Let me kick this off with a helpful suggestion. If your letter to us is any indication, you're a bit lacking in the written skills department so have someone proofread any emails you send to desired firms when you follow up after meeting them. I say that not to be an ass but to be helpful, I swear.

Anyway, one might hope your school would sufficiently prepare you for recruiting but if you're at one of those cheap and/or broke state schools that can barely afford a separate classroom for accounting let alone extras like career advice, we'll take a stab at this best we can. It should be fairly easy. Last year, Braddock also offered some general tips on not looking like a slob, making a good impression and other important topics related to this subject worth checking out.

The most important piece of advice should also be the easiest for you to pull off: be a human being. Not an accounting drone with no interests other than accounting programmed with the same five catch phrases ("I would be honored to spend my career working for a prestigious firm like yours!"), a real human being. Canned, safe responses are fine if not required to some extent but no college student is THAT interested in IFRS to build an entire conversation around it with a stranger. If you're horribly awkward in social situations first off don't worry about it because you'll be in a room surrounded by a bunch of equally socially awkward people and second, if it's that worrysome, try out your shtick in the mirror or on your friends before you attend any events.

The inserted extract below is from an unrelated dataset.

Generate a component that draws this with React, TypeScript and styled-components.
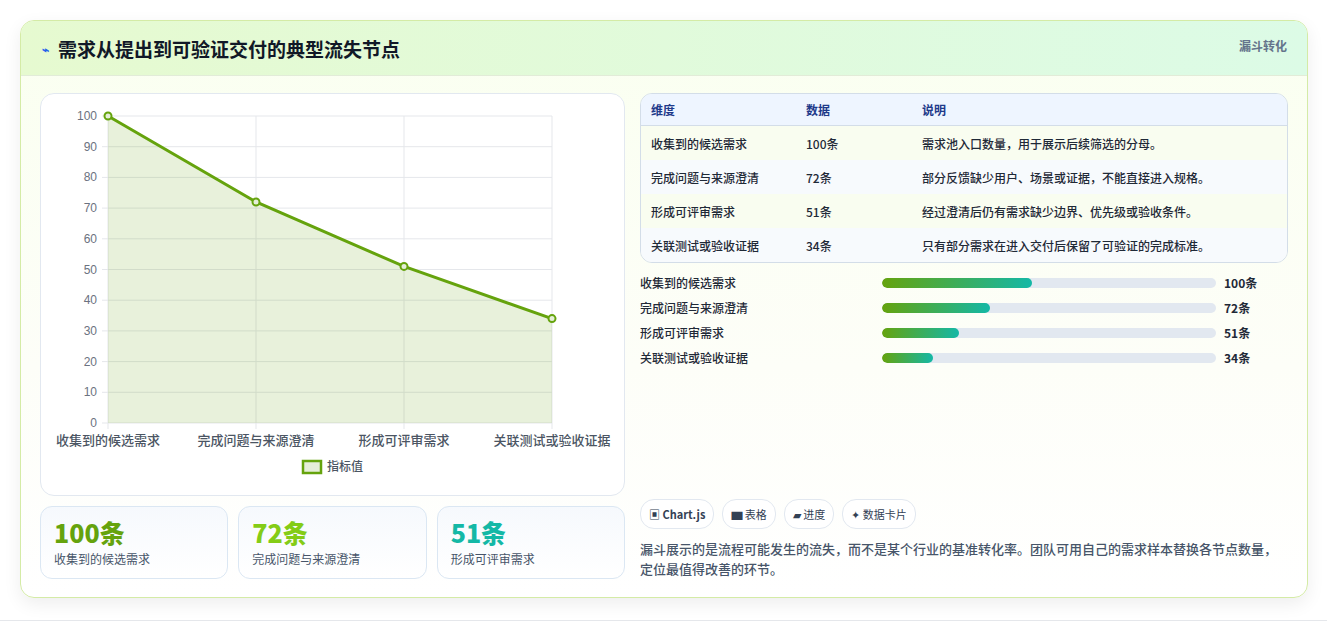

Be prepared to discuss why you like their firm specifically and be sure to stuff your statement with lots of buzzwords like "prestigious" and "dynamic," they'll eat that stuff up. Do your homework ahead of time so you can identify specifics about that firm (like Jim Turley's stance on diversity and women in the workplace or Barry Salzberg's recent Forbes piece on Millennials) and show you do actually want to work for them, specifically, not just any old accounting firm that'll take you. This goes without saying but don't ask about compensation, benefits or travel immediately after shaking a partner's hand, or at all for that matter.

Safe topics: the weather, your alma mater if you find out the person you're talking to came from the same school you currently attend (many of them likely did), current events but no hot topics like politics, crazy nutjobs shooting up movie theaters or abortion.

Unsafe topics: politics, crazy nutjobs shooting up movie theaters, abortion, the McGladrey stigma, Romney's tax returns, Going Concern.

Borderline topics you should try to avoid: the latest FASB pronouncements (no one will be impressed that you Googled this ahead of time to make yourself look smart), financial scandals, the constitutionality of the PCAOB, IFRS convergence.

Oh and bring mints. MINTS, not gum, the tiny ones that disappear in your mouth in under a minute. It also goes without saying that it's easier to have a conversation at these things if you've taken care not to wear a wrinkled shirt with a stain on the front or the CFM heels you've been dying to try out at the club with your girls so keep it tight but not too tight. Have your elevator pitch ready to go but don't bombard every person you meet with your 4 minute mission statement.

The short version: don't be obnoxious, don't be a doormat, don't be too eager and don't be an idiot. Get business cards, follow up with people you meet and be personable. Simple, right?